What you will do: Find the string "styled" in the entries and copy each line that has it.

Supplied data:
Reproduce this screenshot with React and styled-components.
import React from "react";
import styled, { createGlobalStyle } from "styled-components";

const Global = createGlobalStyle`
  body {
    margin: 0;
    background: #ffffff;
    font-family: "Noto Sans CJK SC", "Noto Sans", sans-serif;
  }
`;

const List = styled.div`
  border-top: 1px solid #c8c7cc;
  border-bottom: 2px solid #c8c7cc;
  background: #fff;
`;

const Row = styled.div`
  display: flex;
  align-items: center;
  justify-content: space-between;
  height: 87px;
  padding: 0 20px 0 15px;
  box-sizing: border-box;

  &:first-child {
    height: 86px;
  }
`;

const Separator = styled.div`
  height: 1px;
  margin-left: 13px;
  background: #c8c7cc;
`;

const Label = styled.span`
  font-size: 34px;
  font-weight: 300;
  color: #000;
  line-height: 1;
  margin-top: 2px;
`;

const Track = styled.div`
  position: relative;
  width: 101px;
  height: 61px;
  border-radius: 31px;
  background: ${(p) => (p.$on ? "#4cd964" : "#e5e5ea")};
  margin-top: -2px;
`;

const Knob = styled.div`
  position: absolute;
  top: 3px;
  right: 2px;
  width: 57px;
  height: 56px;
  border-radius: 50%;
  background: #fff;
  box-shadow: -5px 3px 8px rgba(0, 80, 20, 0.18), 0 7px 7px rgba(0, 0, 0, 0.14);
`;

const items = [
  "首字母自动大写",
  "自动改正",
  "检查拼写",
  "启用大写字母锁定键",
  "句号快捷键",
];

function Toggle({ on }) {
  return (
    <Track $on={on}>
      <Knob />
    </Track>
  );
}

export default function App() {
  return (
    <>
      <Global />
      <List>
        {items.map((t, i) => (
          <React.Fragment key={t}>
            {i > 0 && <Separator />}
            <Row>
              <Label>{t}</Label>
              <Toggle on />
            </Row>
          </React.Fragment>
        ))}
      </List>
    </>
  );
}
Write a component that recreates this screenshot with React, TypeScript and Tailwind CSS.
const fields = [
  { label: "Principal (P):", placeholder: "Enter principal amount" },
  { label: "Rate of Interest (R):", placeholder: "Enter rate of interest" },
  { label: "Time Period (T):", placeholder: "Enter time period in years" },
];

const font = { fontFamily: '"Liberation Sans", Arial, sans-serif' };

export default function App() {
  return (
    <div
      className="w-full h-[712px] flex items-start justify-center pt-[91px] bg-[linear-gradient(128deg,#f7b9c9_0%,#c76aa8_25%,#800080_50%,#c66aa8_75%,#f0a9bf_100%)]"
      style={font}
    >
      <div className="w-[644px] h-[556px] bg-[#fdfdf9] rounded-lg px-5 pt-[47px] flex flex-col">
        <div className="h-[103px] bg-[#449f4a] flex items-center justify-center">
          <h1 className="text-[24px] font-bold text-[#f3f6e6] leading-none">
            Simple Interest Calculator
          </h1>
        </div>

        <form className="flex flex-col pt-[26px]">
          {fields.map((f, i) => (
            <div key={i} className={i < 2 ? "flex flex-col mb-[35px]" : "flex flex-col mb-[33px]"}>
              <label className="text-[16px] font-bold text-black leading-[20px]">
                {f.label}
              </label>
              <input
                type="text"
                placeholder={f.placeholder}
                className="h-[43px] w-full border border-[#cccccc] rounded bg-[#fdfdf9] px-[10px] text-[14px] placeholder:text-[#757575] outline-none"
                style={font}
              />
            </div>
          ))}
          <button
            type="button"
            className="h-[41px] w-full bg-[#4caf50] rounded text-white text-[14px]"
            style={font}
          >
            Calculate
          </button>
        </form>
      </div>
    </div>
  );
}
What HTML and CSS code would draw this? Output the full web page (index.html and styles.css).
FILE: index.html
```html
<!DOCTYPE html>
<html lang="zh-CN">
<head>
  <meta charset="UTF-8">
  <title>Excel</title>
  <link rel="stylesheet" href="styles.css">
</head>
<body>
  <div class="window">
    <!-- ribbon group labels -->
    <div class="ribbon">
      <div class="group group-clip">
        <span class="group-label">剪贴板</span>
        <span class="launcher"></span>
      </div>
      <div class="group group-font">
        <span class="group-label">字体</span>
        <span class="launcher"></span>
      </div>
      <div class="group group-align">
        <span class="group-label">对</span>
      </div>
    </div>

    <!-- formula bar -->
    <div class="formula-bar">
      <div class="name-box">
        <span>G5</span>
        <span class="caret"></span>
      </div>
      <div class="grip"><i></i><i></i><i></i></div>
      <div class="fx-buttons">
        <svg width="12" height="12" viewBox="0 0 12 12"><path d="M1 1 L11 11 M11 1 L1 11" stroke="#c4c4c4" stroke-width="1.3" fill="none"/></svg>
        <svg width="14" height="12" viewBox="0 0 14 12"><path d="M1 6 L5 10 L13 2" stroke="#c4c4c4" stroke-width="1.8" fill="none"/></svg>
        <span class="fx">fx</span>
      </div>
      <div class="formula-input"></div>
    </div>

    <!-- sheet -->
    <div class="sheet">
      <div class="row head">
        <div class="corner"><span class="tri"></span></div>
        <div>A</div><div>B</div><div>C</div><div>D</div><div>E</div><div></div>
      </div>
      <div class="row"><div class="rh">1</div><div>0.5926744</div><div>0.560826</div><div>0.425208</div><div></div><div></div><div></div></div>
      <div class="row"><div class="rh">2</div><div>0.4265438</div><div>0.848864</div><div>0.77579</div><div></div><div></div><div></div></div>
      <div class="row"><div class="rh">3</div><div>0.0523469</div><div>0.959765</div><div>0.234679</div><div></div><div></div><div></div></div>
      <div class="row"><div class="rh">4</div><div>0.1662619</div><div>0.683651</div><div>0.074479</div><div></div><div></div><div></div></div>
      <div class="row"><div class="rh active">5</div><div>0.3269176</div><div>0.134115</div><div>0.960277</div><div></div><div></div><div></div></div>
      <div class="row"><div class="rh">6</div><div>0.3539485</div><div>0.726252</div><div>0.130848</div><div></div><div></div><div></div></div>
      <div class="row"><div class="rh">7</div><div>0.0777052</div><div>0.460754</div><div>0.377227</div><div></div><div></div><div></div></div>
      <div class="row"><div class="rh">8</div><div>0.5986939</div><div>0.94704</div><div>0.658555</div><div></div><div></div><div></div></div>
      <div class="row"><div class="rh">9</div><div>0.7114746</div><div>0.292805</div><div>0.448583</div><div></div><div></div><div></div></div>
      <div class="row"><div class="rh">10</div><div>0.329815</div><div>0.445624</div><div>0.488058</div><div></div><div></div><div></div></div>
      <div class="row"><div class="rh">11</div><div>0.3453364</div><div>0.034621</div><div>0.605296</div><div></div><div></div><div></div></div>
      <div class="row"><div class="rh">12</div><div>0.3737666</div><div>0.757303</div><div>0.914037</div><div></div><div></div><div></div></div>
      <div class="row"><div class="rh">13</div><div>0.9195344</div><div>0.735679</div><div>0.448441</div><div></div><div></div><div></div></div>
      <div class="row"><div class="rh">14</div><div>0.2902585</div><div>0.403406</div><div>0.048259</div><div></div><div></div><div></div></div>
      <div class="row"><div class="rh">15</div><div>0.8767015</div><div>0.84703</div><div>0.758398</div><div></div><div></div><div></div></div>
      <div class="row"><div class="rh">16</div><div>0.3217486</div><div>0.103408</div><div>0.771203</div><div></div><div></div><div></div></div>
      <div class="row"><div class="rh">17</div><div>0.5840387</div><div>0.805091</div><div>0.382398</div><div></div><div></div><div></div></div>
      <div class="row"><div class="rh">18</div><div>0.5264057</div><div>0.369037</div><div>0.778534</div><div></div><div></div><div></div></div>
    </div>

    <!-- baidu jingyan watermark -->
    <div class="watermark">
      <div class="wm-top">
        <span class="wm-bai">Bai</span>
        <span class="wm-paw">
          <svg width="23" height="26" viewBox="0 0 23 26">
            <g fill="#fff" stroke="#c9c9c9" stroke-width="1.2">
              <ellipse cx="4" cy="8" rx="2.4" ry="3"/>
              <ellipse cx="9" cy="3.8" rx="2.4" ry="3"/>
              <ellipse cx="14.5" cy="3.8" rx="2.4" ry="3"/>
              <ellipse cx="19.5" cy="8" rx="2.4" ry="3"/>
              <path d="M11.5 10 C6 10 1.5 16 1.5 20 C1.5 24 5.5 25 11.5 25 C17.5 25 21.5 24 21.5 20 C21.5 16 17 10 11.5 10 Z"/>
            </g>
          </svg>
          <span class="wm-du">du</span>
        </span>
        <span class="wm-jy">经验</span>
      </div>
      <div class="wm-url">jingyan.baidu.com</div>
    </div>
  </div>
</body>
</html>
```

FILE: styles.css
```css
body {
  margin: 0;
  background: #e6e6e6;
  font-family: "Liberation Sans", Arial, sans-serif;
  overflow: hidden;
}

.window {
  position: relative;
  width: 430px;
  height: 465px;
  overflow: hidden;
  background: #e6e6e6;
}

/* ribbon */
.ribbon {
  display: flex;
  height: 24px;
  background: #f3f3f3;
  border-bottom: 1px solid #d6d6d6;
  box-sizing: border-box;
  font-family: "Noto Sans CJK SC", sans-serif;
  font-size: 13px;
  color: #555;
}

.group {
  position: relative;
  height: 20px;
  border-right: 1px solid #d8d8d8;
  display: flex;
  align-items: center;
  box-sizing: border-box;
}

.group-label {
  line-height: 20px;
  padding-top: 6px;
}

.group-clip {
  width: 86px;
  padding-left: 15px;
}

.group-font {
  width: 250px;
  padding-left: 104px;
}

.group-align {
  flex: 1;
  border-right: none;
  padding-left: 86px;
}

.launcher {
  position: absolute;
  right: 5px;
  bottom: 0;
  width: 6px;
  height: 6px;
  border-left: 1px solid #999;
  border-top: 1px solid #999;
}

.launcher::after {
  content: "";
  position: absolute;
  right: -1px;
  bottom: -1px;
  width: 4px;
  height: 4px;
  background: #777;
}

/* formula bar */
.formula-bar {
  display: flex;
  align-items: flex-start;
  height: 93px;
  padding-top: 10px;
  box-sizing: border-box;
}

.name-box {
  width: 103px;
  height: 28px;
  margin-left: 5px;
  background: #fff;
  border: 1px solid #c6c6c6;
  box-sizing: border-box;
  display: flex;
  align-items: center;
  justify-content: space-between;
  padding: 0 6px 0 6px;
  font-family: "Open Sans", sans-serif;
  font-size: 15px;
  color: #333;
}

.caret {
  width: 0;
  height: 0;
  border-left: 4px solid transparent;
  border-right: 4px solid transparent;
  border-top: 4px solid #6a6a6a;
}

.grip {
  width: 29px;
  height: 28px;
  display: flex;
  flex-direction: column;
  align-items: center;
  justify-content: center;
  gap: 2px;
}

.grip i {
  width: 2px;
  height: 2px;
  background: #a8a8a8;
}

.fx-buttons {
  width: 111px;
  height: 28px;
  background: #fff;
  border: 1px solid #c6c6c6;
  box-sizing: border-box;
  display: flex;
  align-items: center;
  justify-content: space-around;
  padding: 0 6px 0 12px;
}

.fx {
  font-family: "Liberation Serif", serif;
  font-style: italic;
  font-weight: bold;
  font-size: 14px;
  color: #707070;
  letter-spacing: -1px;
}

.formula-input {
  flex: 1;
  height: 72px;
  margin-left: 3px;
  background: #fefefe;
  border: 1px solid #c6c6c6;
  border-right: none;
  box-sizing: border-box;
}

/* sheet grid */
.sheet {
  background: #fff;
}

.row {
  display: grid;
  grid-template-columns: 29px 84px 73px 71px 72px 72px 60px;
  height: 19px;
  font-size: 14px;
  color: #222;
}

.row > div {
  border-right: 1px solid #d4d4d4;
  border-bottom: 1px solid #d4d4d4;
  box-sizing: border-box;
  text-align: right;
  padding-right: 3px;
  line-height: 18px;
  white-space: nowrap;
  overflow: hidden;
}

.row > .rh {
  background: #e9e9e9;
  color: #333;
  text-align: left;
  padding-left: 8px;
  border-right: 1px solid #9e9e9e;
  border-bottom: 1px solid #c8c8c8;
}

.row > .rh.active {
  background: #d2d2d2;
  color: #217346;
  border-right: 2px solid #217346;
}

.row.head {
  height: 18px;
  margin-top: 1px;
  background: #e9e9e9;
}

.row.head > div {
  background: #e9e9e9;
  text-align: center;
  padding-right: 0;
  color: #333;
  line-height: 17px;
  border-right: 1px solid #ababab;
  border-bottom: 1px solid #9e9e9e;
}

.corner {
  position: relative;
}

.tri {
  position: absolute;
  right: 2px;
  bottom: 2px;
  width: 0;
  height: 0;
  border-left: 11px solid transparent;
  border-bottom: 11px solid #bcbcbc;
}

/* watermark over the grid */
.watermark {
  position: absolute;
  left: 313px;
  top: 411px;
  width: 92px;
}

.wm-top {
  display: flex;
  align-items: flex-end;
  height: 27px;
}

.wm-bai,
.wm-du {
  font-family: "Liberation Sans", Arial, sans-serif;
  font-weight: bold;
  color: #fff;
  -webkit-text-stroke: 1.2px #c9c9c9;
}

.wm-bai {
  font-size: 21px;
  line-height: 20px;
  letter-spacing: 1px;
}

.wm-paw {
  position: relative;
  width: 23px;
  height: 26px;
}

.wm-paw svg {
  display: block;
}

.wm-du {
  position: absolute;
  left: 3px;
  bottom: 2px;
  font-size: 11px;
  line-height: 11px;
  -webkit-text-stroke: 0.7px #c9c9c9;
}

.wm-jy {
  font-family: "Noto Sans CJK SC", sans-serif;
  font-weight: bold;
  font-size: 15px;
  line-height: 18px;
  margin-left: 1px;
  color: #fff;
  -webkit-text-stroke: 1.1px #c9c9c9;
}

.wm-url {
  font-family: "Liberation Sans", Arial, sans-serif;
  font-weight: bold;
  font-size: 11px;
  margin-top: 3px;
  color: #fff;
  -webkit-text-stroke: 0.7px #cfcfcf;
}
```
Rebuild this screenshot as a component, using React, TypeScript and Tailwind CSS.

Task solution:
Reproduce this screenshot with React and styled-components.
import styled, { createGlobalStyle } from "styled-components";
const List = styled.div`
const Row = styled.div`
const Separator = styled.div`
const Label = styled.span`
const Track = styled.div`
const Knob = styled.div`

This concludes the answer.